## [Required work]
Track down the lines that contain "full" and copy them.
--- START OF Data to process ---
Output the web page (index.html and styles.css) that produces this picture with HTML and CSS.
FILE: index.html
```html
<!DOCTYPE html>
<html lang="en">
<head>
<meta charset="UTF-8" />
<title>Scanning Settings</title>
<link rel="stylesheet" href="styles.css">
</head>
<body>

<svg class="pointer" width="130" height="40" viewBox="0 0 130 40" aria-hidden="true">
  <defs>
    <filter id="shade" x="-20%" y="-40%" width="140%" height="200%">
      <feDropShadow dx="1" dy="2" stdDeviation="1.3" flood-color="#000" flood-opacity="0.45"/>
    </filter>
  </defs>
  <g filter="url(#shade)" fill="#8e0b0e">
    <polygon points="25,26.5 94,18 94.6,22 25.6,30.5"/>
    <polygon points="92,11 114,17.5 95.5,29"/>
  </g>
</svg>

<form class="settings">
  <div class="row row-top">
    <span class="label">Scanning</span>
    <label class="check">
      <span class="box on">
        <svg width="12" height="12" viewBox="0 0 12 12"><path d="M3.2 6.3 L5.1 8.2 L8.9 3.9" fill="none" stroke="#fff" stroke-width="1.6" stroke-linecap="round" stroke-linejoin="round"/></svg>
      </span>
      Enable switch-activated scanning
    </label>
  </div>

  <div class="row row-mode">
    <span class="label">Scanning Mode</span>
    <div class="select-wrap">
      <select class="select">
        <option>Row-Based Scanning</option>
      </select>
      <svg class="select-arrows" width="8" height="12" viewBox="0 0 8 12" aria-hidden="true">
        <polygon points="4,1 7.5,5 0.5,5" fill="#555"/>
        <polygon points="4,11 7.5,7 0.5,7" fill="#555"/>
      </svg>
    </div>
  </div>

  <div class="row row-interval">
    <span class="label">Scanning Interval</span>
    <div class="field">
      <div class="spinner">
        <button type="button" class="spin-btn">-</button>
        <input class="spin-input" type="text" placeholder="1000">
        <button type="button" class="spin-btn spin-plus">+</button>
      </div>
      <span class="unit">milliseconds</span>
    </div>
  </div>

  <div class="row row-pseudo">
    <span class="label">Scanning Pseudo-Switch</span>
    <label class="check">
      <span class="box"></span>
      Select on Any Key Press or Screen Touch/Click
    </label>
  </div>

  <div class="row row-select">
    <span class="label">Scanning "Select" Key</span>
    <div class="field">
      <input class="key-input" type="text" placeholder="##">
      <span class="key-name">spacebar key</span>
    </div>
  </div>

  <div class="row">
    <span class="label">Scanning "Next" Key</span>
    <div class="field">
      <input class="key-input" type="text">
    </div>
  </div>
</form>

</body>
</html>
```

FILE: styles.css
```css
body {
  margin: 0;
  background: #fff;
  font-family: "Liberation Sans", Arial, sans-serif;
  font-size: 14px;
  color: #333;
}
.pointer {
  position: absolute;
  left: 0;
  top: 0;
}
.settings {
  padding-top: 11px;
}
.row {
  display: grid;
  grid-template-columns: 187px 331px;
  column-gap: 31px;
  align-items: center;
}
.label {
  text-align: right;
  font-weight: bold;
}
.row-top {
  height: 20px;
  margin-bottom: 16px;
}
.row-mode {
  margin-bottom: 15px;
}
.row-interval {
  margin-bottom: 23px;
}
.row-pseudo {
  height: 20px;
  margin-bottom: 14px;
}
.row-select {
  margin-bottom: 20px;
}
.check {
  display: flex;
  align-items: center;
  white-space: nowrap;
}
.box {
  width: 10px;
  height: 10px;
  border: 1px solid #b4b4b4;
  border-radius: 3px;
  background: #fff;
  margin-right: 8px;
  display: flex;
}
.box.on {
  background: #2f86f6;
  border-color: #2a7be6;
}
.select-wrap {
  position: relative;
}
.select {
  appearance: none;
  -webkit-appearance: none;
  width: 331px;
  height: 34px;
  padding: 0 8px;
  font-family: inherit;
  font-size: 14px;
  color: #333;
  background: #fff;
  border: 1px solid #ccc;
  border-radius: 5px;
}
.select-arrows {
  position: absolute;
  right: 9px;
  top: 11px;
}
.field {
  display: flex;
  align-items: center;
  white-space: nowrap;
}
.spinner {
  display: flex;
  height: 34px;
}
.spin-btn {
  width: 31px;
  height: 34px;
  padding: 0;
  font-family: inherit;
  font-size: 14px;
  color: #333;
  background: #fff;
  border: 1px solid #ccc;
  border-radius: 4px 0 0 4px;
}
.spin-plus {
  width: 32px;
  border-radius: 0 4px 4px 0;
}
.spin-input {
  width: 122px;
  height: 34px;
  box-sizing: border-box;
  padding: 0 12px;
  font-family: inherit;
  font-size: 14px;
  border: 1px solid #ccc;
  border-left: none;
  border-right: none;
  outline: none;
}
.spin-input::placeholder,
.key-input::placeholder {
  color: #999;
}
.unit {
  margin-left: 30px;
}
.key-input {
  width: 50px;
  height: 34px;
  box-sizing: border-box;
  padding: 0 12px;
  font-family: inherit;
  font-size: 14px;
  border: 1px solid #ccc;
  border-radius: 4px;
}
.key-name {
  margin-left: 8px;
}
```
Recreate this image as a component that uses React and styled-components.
--- END OF Data to process ---
--- START OF Data to process ---
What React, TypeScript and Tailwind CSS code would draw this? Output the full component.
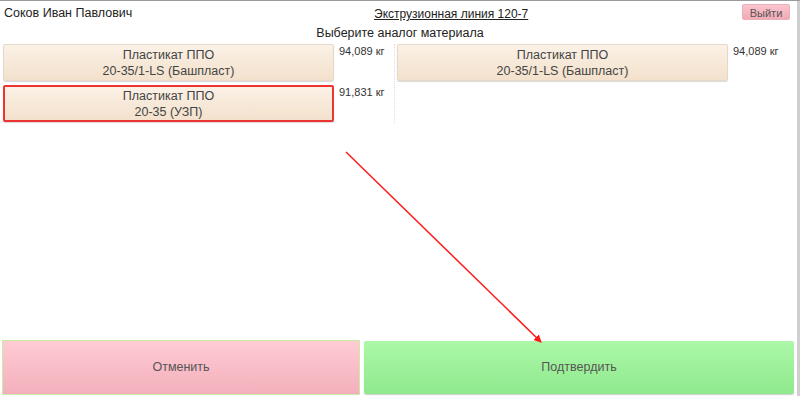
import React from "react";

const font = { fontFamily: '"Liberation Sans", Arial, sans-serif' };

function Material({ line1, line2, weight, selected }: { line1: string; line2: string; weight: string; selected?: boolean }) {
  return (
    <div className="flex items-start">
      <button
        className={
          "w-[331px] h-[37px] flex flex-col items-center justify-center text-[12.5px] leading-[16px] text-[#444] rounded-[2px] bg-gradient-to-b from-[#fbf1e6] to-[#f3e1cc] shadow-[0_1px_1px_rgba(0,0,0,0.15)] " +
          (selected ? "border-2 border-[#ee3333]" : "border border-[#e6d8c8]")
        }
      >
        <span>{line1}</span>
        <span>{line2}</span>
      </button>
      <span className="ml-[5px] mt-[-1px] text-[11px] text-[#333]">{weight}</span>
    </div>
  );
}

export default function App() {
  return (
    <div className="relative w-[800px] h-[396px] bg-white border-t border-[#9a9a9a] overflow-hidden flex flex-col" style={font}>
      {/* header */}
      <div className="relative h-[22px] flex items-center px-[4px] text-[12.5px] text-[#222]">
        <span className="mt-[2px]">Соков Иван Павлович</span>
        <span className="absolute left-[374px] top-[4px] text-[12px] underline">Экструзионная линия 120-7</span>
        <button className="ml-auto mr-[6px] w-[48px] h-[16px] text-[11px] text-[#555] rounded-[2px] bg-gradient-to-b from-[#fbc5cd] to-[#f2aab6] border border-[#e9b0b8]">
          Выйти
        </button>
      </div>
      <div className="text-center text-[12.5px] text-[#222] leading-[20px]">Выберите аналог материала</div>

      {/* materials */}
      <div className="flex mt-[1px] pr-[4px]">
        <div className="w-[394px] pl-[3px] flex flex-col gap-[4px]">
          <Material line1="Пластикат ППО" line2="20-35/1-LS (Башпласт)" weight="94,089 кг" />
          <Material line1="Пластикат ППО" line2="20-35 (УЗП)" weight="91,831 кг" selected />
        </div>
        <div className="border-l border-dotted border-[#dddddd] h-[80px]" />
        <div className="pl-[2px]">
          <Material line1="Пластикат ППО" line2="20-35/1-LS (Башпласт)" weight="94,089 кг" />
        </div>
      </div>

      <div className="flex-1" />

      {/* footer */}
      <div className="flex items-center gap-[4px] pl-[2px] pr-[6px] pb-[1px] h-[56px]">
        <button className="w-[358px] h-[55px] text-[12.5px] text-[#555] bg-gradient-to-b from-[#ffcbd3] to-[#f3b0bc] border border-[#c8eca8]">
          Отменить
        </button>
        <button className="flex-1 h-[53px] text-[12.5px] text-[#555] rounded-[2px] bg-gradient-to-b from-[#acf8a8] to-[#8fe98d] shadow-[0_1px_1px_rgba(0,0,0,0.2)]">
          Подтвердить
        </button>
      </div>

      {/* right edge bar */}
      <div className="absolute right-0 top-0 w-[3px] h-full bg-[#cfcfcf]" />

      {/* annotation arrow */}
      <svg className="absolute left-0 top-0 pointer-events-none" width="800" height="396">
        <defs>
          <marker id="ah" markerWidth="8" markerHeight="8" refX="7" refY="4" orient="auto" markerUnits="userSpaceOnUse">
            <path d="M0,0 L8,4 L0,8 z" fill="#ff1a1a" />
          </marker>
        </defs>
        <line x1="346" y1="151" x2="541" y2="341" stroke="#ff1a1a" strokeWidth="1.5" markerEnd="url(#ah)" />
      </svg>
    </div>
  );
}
--- END OF Data to process ---
--- START OF Data to process ---
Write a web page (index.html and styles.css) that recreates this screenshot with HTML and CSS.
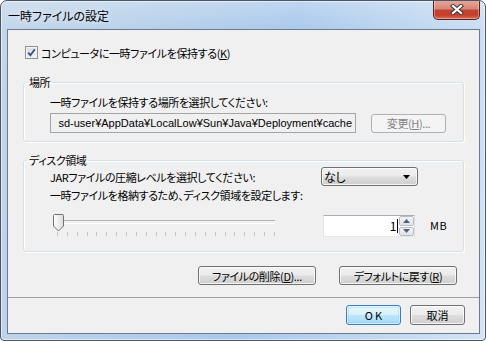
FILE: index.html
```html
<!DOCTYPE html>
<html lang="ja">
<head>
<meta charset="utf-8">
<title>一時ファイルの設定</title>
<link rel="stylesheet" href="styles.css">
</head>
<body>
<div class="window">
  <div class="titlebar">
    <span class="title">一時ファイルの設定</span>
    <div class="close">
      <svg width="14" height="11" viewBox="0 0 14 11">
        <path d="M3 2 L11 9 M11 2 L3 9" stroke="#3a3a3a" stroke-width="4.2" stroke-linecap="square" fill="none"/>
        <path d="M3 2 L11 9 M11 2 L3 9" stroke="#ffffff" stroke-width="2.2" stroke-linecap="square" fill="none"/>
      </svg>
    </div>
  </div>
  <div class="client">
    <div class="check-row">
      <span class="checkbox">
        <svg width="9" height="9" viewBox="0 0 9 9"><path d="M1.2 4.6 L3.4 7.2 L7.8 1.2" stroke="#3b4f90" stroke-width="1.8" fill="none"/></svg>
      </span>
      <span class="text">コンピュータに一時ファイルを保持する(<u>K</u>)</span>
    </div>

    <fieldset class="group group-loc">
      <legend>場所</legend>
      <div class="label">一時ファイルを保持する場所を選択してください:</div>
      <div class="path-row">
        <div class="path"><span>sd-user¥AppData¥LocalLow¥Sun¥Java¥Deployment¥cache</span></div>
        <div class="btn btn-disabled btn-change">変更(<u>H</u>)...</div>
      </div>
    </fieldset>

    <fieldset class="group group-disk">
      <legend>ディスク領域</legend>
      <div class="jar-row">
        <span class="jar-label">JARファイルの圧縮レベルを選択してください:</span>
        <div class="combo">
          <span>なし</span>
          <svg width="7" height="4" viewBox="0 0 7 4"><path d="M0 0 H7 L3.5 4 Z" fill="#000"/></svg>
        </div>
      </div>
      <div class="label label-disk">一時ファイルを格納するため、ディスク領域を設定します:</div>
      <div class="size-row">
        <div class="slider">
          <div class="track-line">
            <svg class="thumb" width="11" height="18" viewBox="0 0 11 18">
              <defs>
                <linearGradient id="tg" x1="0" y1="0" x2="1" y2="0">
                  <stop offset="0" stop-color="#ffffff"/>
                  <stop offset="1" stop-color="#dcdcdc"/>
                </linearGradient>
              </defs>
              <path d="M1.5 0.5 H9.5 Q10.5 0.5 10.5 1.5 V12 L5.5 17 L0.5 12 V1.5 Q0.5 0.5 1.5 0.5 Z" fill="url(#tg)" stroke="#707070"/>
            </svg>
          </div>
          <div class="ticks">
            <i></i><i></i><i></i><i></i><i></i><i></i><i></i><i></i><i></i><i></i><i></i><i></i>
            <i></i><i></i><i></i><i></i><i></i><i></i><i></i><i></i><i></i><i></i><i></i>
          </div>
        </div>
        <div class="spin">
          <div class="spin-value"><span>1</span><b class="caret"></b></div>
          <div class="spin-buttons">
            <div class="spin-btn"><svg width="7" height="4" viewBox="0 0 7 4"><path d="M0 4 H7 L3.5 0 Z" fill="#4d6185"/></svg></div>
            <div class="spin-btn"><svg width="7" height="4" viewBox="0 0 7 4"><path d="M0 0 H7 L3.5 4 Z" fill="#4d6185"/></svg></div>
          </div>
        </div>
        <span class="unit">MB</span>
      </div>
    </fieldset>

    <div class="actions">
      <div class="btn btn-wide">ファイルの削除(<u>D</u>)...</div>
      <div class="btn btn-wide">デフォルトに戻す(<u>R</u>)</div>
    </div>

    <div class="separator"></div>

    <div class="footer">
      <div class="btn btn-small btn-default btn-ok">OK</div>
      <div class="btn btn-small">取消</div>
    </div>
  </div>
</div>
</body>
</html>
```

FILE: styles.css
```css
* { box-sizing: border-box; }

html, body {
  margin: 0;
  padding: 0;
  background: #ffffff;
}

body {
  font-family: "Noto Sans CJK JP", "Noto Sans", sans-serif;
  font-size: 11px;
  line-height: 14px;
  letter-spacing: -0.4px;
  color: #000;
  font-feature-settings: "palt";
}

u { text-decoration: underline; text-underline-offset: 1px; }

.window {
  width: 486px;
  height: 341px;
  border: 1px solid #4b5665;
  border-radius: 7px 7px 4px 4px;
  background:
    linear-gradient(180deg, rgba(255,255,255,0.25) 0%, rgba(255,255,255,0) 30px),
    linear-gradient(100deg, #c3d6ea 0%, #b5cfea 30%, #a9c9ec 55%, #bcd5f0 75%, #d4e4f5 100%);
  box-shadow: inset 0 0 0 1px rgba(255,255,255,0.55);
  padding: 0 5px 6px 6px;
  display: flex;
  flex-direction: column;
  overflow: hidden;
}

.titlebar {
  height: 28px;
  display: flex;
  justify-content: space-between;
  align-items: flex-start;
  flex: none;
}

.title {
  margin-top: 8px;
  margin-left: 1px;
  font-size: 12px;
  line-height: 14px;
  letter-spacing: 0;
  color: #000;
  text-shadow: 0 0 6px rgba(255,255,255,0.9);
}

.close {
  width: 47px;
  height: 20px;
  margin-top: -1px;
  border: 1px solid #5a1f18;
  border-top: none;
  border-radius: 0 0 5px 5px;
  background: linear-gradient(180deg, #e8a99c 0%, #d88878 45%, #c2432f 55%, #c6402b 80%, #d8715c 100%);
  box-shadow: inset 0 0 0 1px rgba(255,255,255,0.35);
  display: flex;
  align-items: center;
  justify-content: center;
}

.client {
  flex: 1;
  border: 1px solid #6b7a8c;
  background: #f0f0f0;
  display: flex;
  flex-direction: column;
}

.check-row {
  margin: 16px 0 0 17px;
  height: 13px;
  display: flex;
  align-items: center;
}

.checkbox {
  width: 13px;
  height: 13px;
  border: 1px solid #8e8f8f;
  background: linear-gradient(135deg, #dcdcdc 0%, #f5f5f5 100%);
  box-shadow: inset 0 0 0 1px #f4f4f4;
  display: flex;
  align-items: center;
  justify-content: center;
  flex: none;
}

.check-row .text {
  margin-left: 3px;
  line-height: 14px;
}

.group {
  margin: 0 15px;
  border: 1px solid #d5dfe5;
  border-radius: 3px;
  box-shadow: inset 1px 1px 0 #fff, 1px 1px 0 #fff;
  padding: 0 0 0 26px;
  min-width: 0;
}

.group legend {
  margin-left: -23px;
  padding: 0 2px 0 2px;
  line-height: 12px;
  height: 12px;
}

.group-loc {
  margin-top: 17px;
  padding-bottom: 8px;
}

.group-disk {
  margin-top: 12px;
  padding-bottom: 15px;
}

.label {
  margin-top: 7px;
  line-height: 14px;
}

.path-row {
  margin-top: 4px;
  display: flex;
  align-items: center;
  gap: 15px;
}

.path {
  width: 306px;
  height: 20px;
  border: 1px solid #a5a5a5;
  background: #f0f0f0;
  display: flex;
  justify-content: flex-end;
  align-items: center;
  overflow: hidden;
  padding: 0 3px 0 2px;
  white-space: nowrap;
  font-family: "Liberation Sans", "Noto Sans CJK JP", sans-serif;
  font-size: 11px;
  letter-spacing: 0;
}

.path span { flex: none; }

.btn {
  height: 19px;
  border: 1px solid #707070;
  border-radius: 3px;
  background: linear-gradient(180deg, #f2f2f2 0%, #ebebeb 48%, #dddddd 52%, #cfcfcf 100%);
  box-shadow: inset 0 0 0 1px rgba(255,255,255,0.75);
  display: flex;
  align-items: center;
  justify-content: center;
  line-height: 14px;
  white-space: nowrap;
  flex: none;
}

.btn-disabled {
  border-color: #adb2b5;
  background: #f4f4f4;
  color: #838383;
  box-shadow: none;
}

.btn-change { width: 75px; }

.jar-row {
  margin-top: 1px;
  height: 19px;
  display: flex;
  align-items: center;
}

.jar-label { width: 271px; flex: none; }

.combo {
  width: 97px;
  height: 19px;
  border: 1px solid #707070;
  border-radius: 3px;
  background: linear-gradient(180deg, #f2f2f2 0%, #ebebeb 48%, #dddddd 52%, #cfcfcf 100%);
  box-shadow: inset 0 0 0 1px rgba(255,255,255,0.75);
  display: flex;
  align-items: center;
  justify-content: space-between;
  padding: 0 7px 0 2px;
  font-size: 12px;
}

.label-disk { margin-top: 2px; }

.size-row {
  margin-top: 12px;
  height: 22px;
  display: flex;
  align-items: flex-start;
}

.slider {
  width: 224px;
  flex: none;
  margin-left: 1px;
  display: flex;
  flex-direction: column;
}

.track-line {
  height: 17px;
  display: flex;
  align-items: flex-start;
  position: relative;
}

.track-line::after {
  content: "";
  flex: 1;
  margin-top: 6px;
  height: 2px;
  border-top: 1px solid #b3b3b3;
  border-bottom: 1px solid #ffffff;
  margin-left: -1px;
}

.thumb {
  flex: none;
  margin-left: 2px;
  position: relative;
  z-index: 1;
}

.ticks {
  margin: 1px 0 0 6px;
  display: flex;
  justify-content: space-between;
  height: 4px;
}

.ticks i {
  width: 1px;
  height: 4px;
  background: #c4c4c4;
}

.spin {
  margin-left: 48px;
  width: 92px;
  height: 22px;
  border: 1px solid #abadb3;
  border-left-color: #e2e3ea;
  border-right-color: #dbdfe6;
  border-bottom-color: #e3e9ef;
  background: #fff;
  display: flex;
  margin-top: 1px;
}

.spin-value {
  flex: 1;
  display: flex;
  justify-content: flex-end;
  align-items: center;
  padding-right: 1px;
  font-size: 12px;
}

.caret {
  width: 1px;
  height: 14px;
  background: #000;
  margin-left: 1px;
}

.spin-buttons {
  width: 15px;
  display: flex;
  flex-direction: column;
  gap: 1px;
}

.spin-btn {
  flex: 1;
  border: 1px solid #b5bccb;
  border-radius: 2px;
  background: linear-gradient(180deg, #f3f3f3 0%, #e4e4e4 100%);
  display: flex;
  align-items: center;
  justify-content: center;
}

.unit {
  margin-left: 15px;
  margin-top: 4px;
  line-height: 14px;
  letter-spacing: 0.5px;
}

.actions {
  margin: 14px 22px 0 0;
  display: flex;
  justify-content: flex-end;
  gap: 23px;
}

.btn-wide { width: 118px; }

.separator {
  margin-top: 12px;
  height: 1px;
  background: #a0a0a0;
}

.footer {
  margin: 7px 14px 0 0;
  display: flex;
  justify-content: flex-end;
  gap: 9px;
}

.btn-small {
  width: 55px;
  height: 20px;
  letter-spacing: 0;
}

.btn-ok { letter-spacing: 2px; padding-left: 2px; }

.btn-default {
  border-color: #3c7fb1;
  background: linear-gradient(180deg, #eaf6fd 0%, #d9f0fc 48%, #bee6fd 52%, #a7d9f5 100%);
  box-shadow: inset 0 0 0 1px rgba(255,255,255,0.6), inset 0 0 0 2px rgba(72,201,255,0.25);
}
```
--- END OF Data to process ---
## [Finished answer]
What React, TypeScript and Tailwind CSS code would draw this? Output the full component.
      <div className="absolute right-0 top-0 w-[3px] h-full bg-[#cfcfcf]" />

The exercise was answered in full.